### What the task requires
Select, from the data, each line where "React" occurs.

___ Dataset extract ___

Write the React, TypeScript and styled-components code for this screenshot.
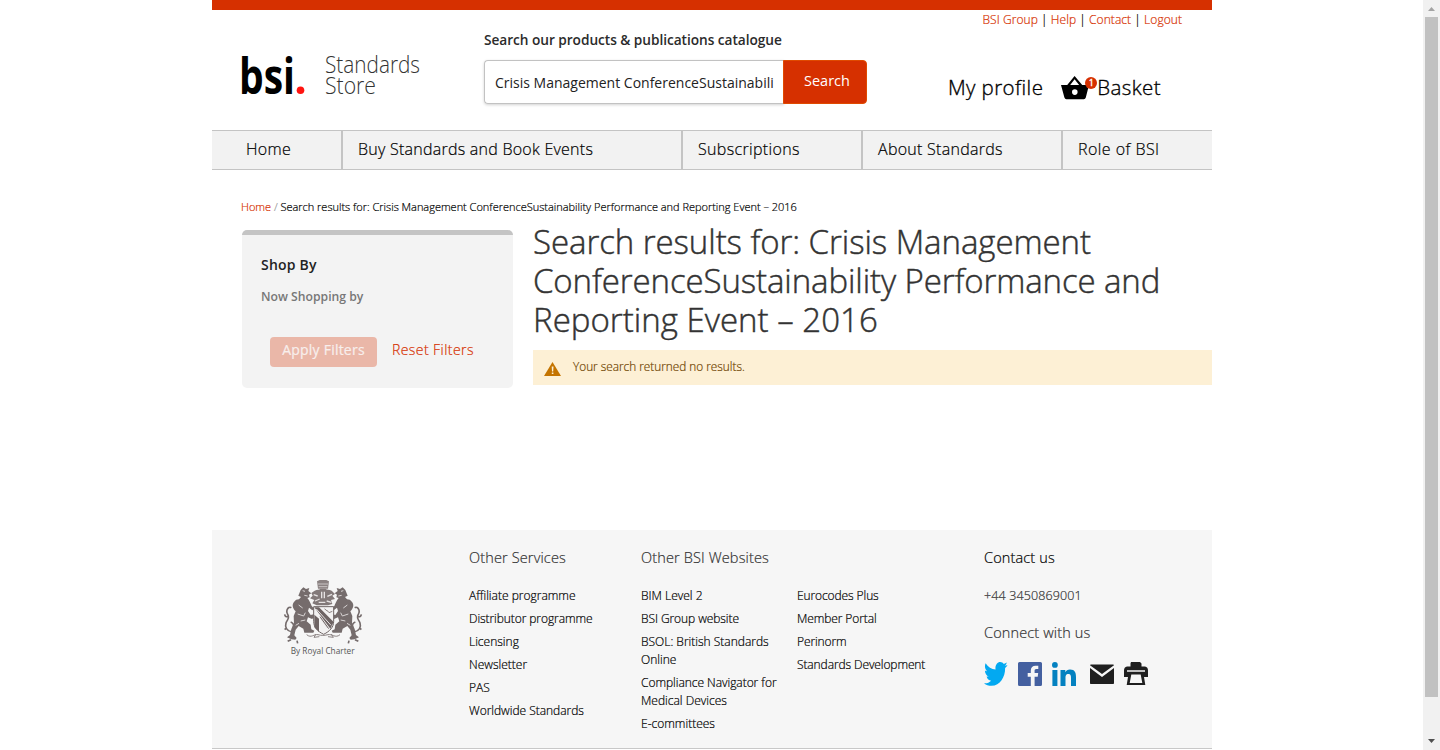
import React from "react";
import styled, { createGlobalStyle } from "styled-components";

const Global = createGlobalStyle`
  * { box-sizing: border-box; }
  html, body { margin: 0; padding: 0; background: #fff; }
  body { font-family: "Open Sans", "Noto Sans", sans-serif; font-weight: 300; -webkit-text-stroke-width: 0.2px; color: #000; overflow: hidden; }
  h1, h2, h3, p, ul { margin: 0; padding: 0; font-weight: inherit; }
  ul { list-style: none; }
  a { color: inherit; text-decoration: none; }
`;
const red = "#d63000";

const Viewport = styled.div`display: grid; grid-template-columns: 1423px 17px; height: 750px; overflow: hidden;`;
const Page = styled.div`width: 1000px; margin: 0 auto 0 212px; height: 750px; display: flex; flex-direction: column;`;
const Tracked = styled.span<{ $ls: number }>`letter-spacing: ${p => p.$ls}px;`;

const Header = styled.header`border-top: 10px solid ${red}; height: 130px; display: grid; grid-template-columns: 272px 383px 1fr; flex: none;`;
const Logo = styled.svg`display: block; width: 200px; height: 50px; margin: 40px 0 0 28px; overflow: visible;`;
const SearchForm = styled.form`padding-top: 20px; -webkit-text-stroke-width: 0;`;
const SearchLabel = styled.label`display: block; font-size: 13.7px; line-height: 19px; letter-spacing: -0.05px; font-weight: 600; color: #2b2b2b; white-space: nowrap;`;
const SearchRow = styled.div`display: flex; margin-top: 11px; height: 44px; width: 383px;`;
const SearchInput = styled.div`width: 300px; border: 1px solid #c2c2c2; border-right: 0; border-radius: 4px 0 0 4px; box-shadow: 0 1px 3px rgba(0,0,0,.18); padding: 0 10px; display: flex; align-items: center; font-size: 14px; font-weight: 400; color: #222; white-space: nowrap; overflow: hidden;`;
const SearchButton = styled.button`width: 84px; border: 1px solid #e04a00; border-radius: 0 4px 4px 0; background: ${red}; color: #fff; font: 500 14.5px/20px "Open Sans", sans-serif; padding: 0 0 2px 4px; margin-left: -1px; white-space: nowrap;`;
const HeaderRight = styled.div`display: flex; flex-direction: column; align-items: flex-end;`;
const TopLinks = styled.div`font-size: 12px; line-height: 18px; letter-spacing: 0.06px; margin: 1px 30px 0 0; white-space: nowrap; a { color: ${red}; }`;
const Account = styled.div`display: flex; align-items: center; margin: 42px 51px 0 0; height: 32px; font-size: 20.5px; letter-spacing: 0.4px; white-space: nowrap; -webkit-text-stroke-width: 0.35px;`;
const BasketIcon = styled.span`position: relative; width: 28px; height: 26px; margin: 1px 8px 0 18px; svg { display: block; }`;
const Badge = styled.span`position: absolute; left: 24px; top: 2px; width: 12px; height: 12px; border-radius: 50%; background: ${red}; color: #fff; font-size: 9px; font-weight: 400; letter-spacing: 0; line-height: 12px; text-align: center;`;

const Nav = styled.nav`display: flex; height: 40px; flex: none; background: #f2f2f2; border: solid #c4c4c4; border-width: 1px 0; font-size: 16px; line-height: 36px;`;
const NavItem = styled.a<{ $w: number; $first?: boolean }>`width: ${p => p.$w}px; padding-left: ${p => (p.$first ? 34 : 15)}px; border-left: ${p => (p.$first ? 0 : 2)}px solid #c4c4c4; white-space: nowrap;`;

const Crumbs = styled.div`margin: 29px 0 0 29px; height: 16px; flex: none; font-size: 11px; line-height: 16px; letter-spacing: -0.015px; white-space: nowrap; a { color: ${red}; } i { font-style: normal; color: #999; }`;
const Main = styled.main`display: grid; grid-template-columns: 271px 679px; gap: 20px; margin-left: 30px; height: 315px; padding-top: 7px; flex: none;`;
const Sidebar = styled.aside`margin-top: 8px; height: 158px; background: #f3f3f3; border-top: 5px solid #c4c4c4; border-radius: 5px; padding: 20px 19px 0; white-space: nowrap;`;
const ShopBy = styled.h2`font-size: 14px; line-height: 20px; letter-spacing: 0.2px; font-weight: 600; color: #222; -webkit-text-stroke-width: 0;`;
const NowShopping = styled.h3`font-size: 12.2px; line-height: 18px; margin-top: 13px; font-weight: 600; color: #777; -webkit-text-stroke-width: 0;`;
const FilterActions = styled.div`display: flex; margin: 31px 0 0 9px; font-size: 14px; line-height: 26px;`;
const Apply = styled.button`width: 107px; height: 30px; border: 0; border-radius: 4px; background: #eab7a8; color: #f8efed; padding: 0 0 4px; font: 500 14px/26px "Open Sans", sans-serif; letter-spacing: 0.22px; white-space: nowrap;`;
const Reset = styled.a`color: ${red}; margin-left: 15px; letter-spacing: 0.43px;`;
const Title = styled.h1`font-size: 33px; line-height: 39px; color: #333; white-space: nowrap; -webkit-text-stroke-width: 0.45px; span { display: block; }`;
const Notice = styled.div`height: 35px; margin-top: 11px; background: #fdf0d5; color: #6f4400; display: flex; align-items: center; font-size: 11.8px; padding-left: 11px; svg { margin: 2px 12px 0 0; } span { margin-bottom: 3px; }`;

const Footer = styled.footer`height: 219px; flex: none; background: #f6f6f6; border-bottom: 1px solid #c8c8c8; display: grid; grid-template-columns: 257px 172px 156px 187px 1fr; padding-top: 18px;`;
const Crest = styled.svg`display: block; width: 110px; height: 95px; margin: 22px 0 0 58px;`;
const FootTitle = styled.h3<{ $dark?: boolean }>`font-size: 14.5px; line-height: 20px; height: 20px; letter-spacing: 0.14px; margin-bottom: 19px; color: ${p => (p.$dark ? "#000" : "#333")}; white-space: nowrap;`;
const Links = styled.ul<{ $untitled?: boolean }>`font-size: 12px; line-height: 18px; white-space: nowrap; margin-top: ${p => (p.$untitled ? 39 : 0)}px; li { margin-bottom: 5px; letter-spacing: ${p => (p.$untitled ? -0.1 : 0)}px; } span { display: block; }`;
const Phone = styled.p`font-size: 12.5px; line-height: 18px; color: #333; letter-spacing: 0.13px; margin-bottom: 18px;`;
const Socials = styled.div`display: flex; gap: 10px; height: 24px; svg { display: block; } svg:nth-child(4) { margin-left: 4px; }`;

const Scrollbar = styled.div`background: #f1f1f1; display: flex; flex-direction: column; align-items: center; height: 750px;`;
const Arrow = styled.svg`width: 17px; height: 17px; flex: none;`;
const Thumb = styled.div`width: 13px; height: 680px; background: #c1c1c1; margin-bottom: 36px;`;

const Supporter = () => (
  <g>
    <path d="M92 60l8-8 8 5 10-3-3 9 9 7-7 4 2 8-7 2c6 7 9 15 13 24l8 8-6 5-10-8-3 10 8 12 12-3 4 6-12 9-12-5-4 12 12 10 2 14 9 4-3 6H103l-3-12-14-8-9 11-4 17 7 8-4 5-12-1-13-6 9-7 4-18 8-18-1-21 6-14c-9-9-12-20-5-28 4-6 9-8 15-8l6-7-8-4z" fill="#756c6c" />
    <path d="M66 186c-16-3-22-15-18-27 3-9 10-12 7-22-2-6-7-8-4-17 3-7 8-10 13-7M55 139c-6 3-10 1-11-6M62 156c8 3 11 9 8 18M50 173l-6 6M63 209l-10 5m28-2 2 8" fill="none" stroke="#756c6c" strokeWidth="5" />
    <path d="M98 62l7 2m-2 12 10 2m-27 27 12 9m-15 18 18 6 5-10m-14 25 14-3m-29 16 10-6" fill="none" stroke="#d8d4d4" strokeWidth="3" />
  </g>
);

export default function App() {
  return (
    <Viewport>
      <Global />
      <Page>
        <Header>
          <Logo viewBox="240 50 200 50">
            <text x="239" y="94" fontSize="50" fontWeight="700" textLength="56" lengthAdjust="spacingAndGlyphs">bsi</text>
            <circle cx="300.5" cy="90.3" r="3.8" fill="#ff1410" />
            <text x="325" y="73" fontSize="23.5" fill="#333" textLength="95" lengthAdjust="spacingAndGlyphs">Standards</text>
            <text x="325" y="94" fontSize="23.5" fill="#333" textLength="51" lengthAdjust="spacingAndGlyphs">Store</text>
          </Logo>
          <SearchForm>
            <SearchLabel>Search our products &amp; publications catalogue</SearchLabel>
            <SearchRow>
              <SearchInput>Crisis Management ConferenceSustainabili</SearchInput>
              <SearchButton type="button">Search</SearchButton>
            </SearchRow>
          </SearchForm>
          <HeaderRight>
            <TopLinks><a>BSI Group</a> | <a>Help</a> | <a>Contact</a> | <a>Logout</a></TopLinks>
            <Account>
              <span>My profile</span>
              <BasketIcon>
                <svg width="28" height="26" viewBox="0 0 28 26"><path fillRule="evenodd" d="M0 10h6.2L13.6 1l7.6 9H28l-3.200 12.500q-.5 1.800-2 1.800H5.400q-1.500 0-2-1.800zM9.200 10h8.900l-4.500-5.700zM13.800 14.300a2.800 2.800 0 1 0 0 5.600a2.800 2.800 0 1 0 0-5.600z" /></svg>
                <Badge>1</Badge>
              </BasketIcon>
              <span>Basket</span>
            </Account>
          </HeaderRight>
        </Header>
        <Nav>
          <NavItem $w={129} $first><Tracked $ls={0.3}>Home</Tracked></NavItem>
          <NavItem $w={340}><Tracked $ls={0.25}>Buy Standards and Book Events</Tracked></NavItem>
          <NavItem $w={180}><Tracked $ls={0.34}>Subscriptions</Tracked></NavItem>
          <NavItem $w={200}><Tracked $ls={0.27}>About Standards</Tracked></NavItem>
          <NavItem $w={151}><Tracked $ls={0.45}>Role of BSI</Tracked></NavItem>
        </Nav>
        <Crumbs><a>Home</a> <i>/</i> <span>Search results for: Crisis Management ConferenceSustainability Performance and Reporting Event – 2016</span></Crumbs>
        <Main>
          <Sidebar>
            <ShopBy>Shop By</ShopBy>
            <NowShopping>Now Shopping by</NowShopping>
            <FilterActions>
              <Apply>Apply Filters</Apply>
              <Reset>Reset Filters</Reset>
            </FilterActions>
          </Sidebar>
          <div>
            <Title>
              <Tracked $ls={-0.07}>Search results for: Crisis Management</Tracked>
              <Tracked $ls={-0.11}>ConferenceSustainability Performance and</Tracked>
              <Tracked $ls={0.02}>Reporting Event – 2016</Tracked>
            </Title>
            <Notice>
              <svg width="17" height="14" viewBox="0 0 17 14"><path d="M8.500 0L17 14H0z" fill="#c47400" /><path d="M7.700 4.500h1.800l-.3 5H8zM7.800 10.500h1.600V12H7.800z" fill="#fdf0d5" /></svg>
              <span>Your search returned no results.</span>
            </Notice>
          </div>
        </Main>
        <Footer>
          <Crest viewBox="0 0 330 285">
            <Supporter />
            <g transform="translate(318 0) scale(-1 1)"><Supporter /></g>
            <path d="M141 34l8-4h20l8 4-3 22h-30z" fill="#8b8282" />
            <path d="M144 42h30M146 50h26" stroke="#c9c4c4" strokeWidth="3" />
            <path d="M134 62c8-5 14-2 17-6h16c3 4 10 1 18 6l10 10-8 5 8 10-12 3 4 12-13 4H140l-13-6 6-10-13-5 8-8-4-8z" fill="#827979" />
            <path d="M131 74l12 4m-8 15 14-6m6-22v20m8-20v20m9-6 14-6m-16 20 14 4m-38 0h20" stroke="#e6e3e3" strokeWidth="4" />
            <path d="M131 110h60v44c0 18-12 30-30 39-18-9-30-21-30-39z" fill="#f3f2f2" stroke="#6e6464" strokeWidth="3" />
            <path d="M133 112h14l44 44-10 20zM133 134l14 12v40l-14-14z" fill="#6e6464" />
            <path d="M139 117l44 49M152 146l20 28" stroke="#e6e3e3" strokeWidth="3" />
            <path d="M150 140l26 36" stroke="#6e6464" strokeWidth="3" />
            <path d="M164 116c4 8 10 4 13 12l10-4M110 194c14 12 22-3 34 0 10 3 18 3 30 0 12-3 22 12 36 0M138 192l-6 10 16-2m36-8 6 10-16-2" fill="none" stroke="#8b8282" strokeWidth="3" />
            <text x="62" y="252" fontSize="25" fontWeight="400" fill="#555" textLength="192" lengthAdjust="spacingAndGlyphs">By Royal Charter</text>
          </Crest>
          <div>
            <FootTitle>Other Services</FootTitle>
            <Links>
              <li><a>Affiliate programme</a></li>
              <li><Tracked as="a" $ls={-0.08}>Distributor programme</Tracked></li>
              <li><a>Licensing</a></li>
              <li><a>Newsletter</a></li>
              <li><a>PAS</a></li>
              <li><Tracked as="a" $ls={-0.03}>Worldwide Standards</Tracked></li>
            </Links>
          </div>
          <div>
            <FootTitle>Other BSI Websites</FootTitle>
            <Links>
              <li><a>BIM Level 2</a></li>
              <li><Tracked as="a" $ls={-0.08}>BSI Group website</Tracked></li>
              <li><span>BSOL: British Standards</span><span>Online</span></li>
              <li><Tracked $ls={-0.04}>Compliance Navigator for</Tracked><span>Medical Devices</span></li>
              <li><a>E-committees</a></li>
            </Links>
          </div>
          <Links $untitled>
            <li><a>Eurocodes Plus</a></li>
            <li><a>Member Portal</a></li>
            <li><a>Perinorm</a></li>
            <li><a>Standards Development</a></li>
          </Links>
          <div>
            <FootTitle $dark>Contact us</FootTitle>
            <Phone>+44 3450869001</Phone>
            <FootTitle>Connect with us</FootTitle>
            <Socials>
              <svg width="24" height="24" viewBox="0 2.2 24.500 19.700" preserveAspectRatio="none"><path fill="#03a9f1" d="M23.954 4.569c-.885.389-1.83.654-2.825.775 1.014-.611 1.794-1.574 2.163-2.723-.951.555-2.005.959-3.127 1.184-.896-.959-2.173-1.559-3.591-1.559-2.717 0-4.92 2.203-4.92 4.917 0 .39.045.765.127 1.124C7.691 8.094 4.066 6.13 1.64 3.161c-.427.722-.666 1.561-.666 2.475 0 1.71.87 3.213 2.188 4.096-.807-.026-1.566-.248-2.228-.616v.061c0 2.385 1.693 4.374 3.946 4.827-.413.111-.849.171-1.296.171-.314 0-.615-.03-.916-.086.631 1.953 2.445 3.377 4.604 3.417-1.68 1.319-3.809 2.105-6.102 2.105-.39 0-.779-.023-1.17-.067 2.189 1.394 4.768 2.209 7.557 2.209 9.054 0 13.999-7.496 13.999-13.986 0-.209 0-.42-.015-.63.961-.689 1.8-1.56 2.46-2.548l-.047-.02z" /></svg>
              <svg width="24" height="24" viewBox="0 0 24 24"><path fill="#4460a0" d="M1.500 0h21A1.500 1.500 0 0 1 24 1.500v21a1.500 1.500 0 0 1-1.500 1.500H16.600v-9.300h3.100l.5-3.600h-3.600V8.800c0-1 .3-1.800 1.800-1.800h1.900V3.800c-.3 0-1.500-.1-2.800-.1-2.800 0-4.700 1.700-4.700 4.800v2.600H9.700v3.600h3.100V24H1.500A1.500 1.500 0 0 1 0 22.500v-21A1.500 1.500 0 0 1 1.500 0z" /></svg>
              <svg width="24" height="24" viewBox="0 0 24 24"><path fill="#0481c0" d="M.4 8h5v16h-5zM2.900 0a2.900 2.900 0 1 1 0 5.800a2.900 2.900 0 0 1 0-5.800zM8.500 8h4.800v2.200c.7-1.300 2.300-2.600 4.700-2.600 5 0 6 3.300 6 7.600V24h-5v-7.800c0-1.900 0-4.300-2.600-4.300s-2.900 2-2.900 4.100v8h-5z" /></svg>
              <svg width="24" height="24" viewBox="0 0 24 24"><path fill="#1f1f1f" d="M1 2.600h22c.6 0 1 .3 1 .6L12 12 0 3.200c0-.3.4-.6 1-.6zM0 6l12 9 12-9v15c0 .6-.4 1-1 1H1c-.6 0-1-.4-1-1z" /></svg>
              <svg width="24" height="24" viewBox="0 0 24 24"><path fill="#1f1f1f" fillRule="evenodd" d="M7 0h9l1.500 1.500V4.500h3.500c2 .3 3 2 3 4v6.500h-4l1.300 8H2.700L4 15H0V8.500c0-2 1-3.700 3-4h3.500V1.500zM3 8.300v1.400h18V8.300zM7.300 12.500L5.700 21h12.600l-1.600-8.500z" /></svg>
            </Socials>
          </div>
        </Footer>
      </Page>
      <Scrollbar>
        <Arrow viewBox="0 0 17 17"><path d="M5 11h7L8.500 7z" fill="#a3a3a3" /></Arrow>
        <Thumb />
        <Arrow viewBox="0 0 17 17"><path d="M5 6h7l-3.500 4z" fill="#505050" /></Arrow>
      </Scrollbar>
    </Viewport>
  );
}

___

### Solution
Write the React, TypeScript and styled-components code for this screenshot.
import React from "react";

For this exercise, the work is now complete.